Berthold von Henneberg (1441–1504)

Graf von Henneberg-Römhild

1484–1504 72. Kurfürst-Erzbischof von Mainz

 

Berthold von Henneberg-Römhild wurde im Jahre 1441 als siebtes von zwölf Kindern des Grafen Georg von Henneberg-Römhild und der Gräfin Johanna (Joanetta) von Nassau-Weilburg-Saarbrücken auf Burg Hartenberg geboren. Diese Stammburg der in spätsalischer Zeit aufgestiegenen Grafen von Henneberg liegt südlich Meiningen im ostfränkisch-thüringischen Raum. Erster nachweisbarer Mainzer Domherr des Geschlechts war 1289 Berthold, von 1274 bis zu seiner Absetzung wegen unkanonischer Wahl 1281 Bischof von Würzburg und 1307–13 Weihbischof von Mainz. Wohl erst mit Johann, 1472–1513 Abt von Fulda, gelangte um 1462 erneut ein Henneberg ins Mainzer Domstift. Ihm folgte 1464 Berthold.

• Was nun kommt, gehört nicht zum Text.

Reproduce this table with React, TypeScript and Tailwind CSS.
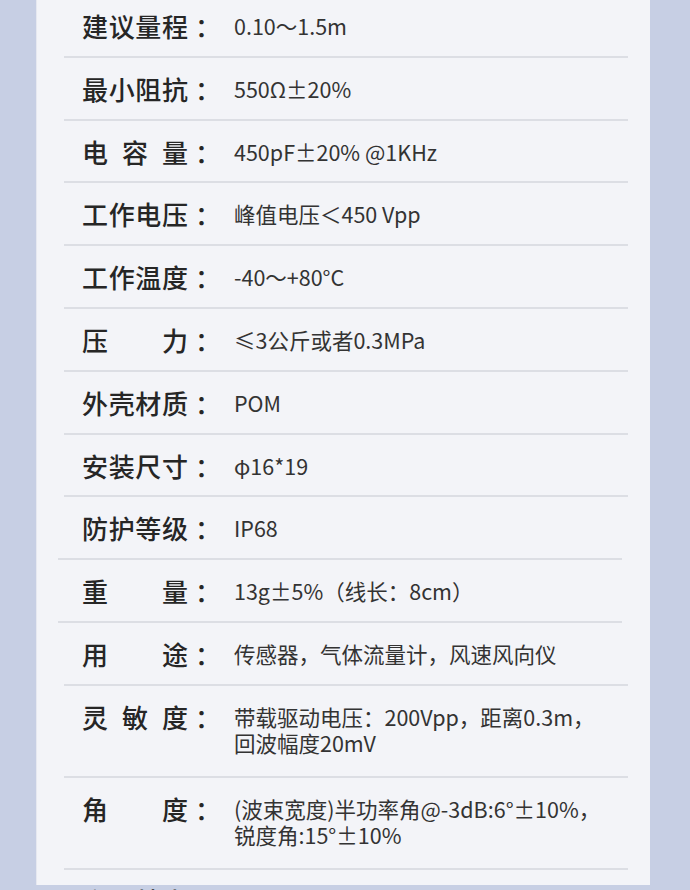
import React from 'react';

type Spec = {
  label: string[];
  value: string[];
  shiftLine?: boolean;
};

const SPECS: Spec[] = [
  { label: ['建', '议', '量', '程'], value: ['0.10～1.5m'] },
  { label: ['最', '小', '阻', '抗'], value: ['550Ω±20%'] },
  { label: ['电', '容', '量'], value: ['450pF±20% @1KHz'] },
  { label: ['工', '作', '电', '压'], value: ['峰值电压＜450 Vpp'] },
  { label: ['工', '作', '温', '度'], value: ['-40～+80°C'] },
  { label: ['压', '力'], value: ['≤3公斤或者0.3MPa'] },
  { label: ['外', '壳', '材', '质'], value: ['POM'] },
  { label: ['安', '装', '尺', '寸'], value: ['φ16*19'] },
  { label: ['防', '护', '等', '级'], value: ['IP68'], shiftLine: true },
  { label: ['重', '量'], value: ['13g±5%（线长：8cm）'], shiftLine: true },
  { label: ['用', '途'], value: ['传感器，气体流量计，风速风向仪'] },
  { label: ['灵', '敏', '度'], value: ['带载驱动电压：200Vpp，距离0.3m，', '回波幅度20mV'] },
  { label: ['角', '度'], value: ['(波束宽度)半功率角@-3dB:6°±10%，', '锐度角:15°±10%'] },
  { label: ['产', '品', '特', '点'], value: [''] },
];

const FONT = '"Noto Sans CJK SC", "Noto Sans", sans-serif';

function Row({ spec }: { spec: Spec }) {
  const multi = spec.value.length > 1;
  return (
    <div>
      <div className={`flex items-start pl-[18px] pt-[15px] ${multi ? 'pb-[20px]' : 'pb-[14.8px]'}`}>
        <div className="flex items-center shrink-0 w-[152px] text-[26px] leading-[31px] font-medium text-[#262626]">
          <div className="flex justify-between shrink-0 w-[106px]">
            {spec.label.map((c, i) => <span key={i}>{c}</span>)}
          </div>
          <span className="ml-[7px]">：</span>
        </div>
        <div className="pt-[3px] text-[21.5px] leading-[26px] text-[#333333] whitespace-nowrap">
          {spec.value.map((v, i) => <div key={i}>{v}</div>)}
        </div>
      </div>
      <div className={`h-[2px] bg-[#dcdee4] ${spec.shiftLine ? '-ml-[6px] mr-[7px]' : 'mr-[1px]'}`} />
    </div>
  );
}

export default function App() {
  return (
    <div className="w-[690px] h-[890px] overflow-hidden bg-[#c7cfe4]" style={{ fontFamily: FONT }}>
      <div className="ml-[36px] w-[614px] h-full bg-[#f3f4f8] border-l border-[#e6e8f0] pl-[27px] pr-[21px]">
        <div className="-mt-[5px]">
          {SPECS.map((s, i) => <Row key={i} spec={s} />)}
        </div>
      </div>
    </div>
  );
}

Der wegen seiner leicht singenden Stimme „Nachtigall‟ geheißene Henneberg begann 1455 mit seinem Bruder Heinrich das Studium in Erfurt. Im gleichen Jahr oder schon 1451 erhielt er eine Dompfründe in Straßburg und 1455, 1462 oder 1472 auch eine solche in Bamberg. Seit 1458 war er im Kölner Domstift bepfründet. Hier wurde er 1460 Domherr und später Thesaurius. 1458 erhielt er eine Reservation für das Mainzer Domkapitel. 1464 wurde der inzwischen zum Priester geweihte Henneberg auf einer Priesterpfründe Mitglied, doch erst seit September 1472 zu den Kapitelsitzungen „graciose‟ zugelassen. 1466 beurlaubte ihn das Domkapitel bis Ostern 1467 für einen Aufenthalt in Rom, wo er seit 1461 Mitglied der Anima-Bruderschaft war. 1475 wählte ihn das Domkapitel zum Dekan. Vom 3. November des Jahres an war er wegen der damit verbundenen Aufgaben der Leitung und Geschäftsführung streng zur Residenz verpflichtet, damit zugleich aber in einer einflussreichen und einträglichen Position. Im gleichen Jahr wurde sein Bruder Philipp von Henneberg Bischof von Bamberg. Henneberg stand in einem guten Verhältnis zu Erzbischof Adolf von Nassau, der ihn mehrfach mit diplomatischen Missionen betraute, so 1467 an den Kaiserhof in Wien und nach Lübeck. 1475 war Henneberg in Adolfs Auftrag am kaiserlichen Kammergericht tätig.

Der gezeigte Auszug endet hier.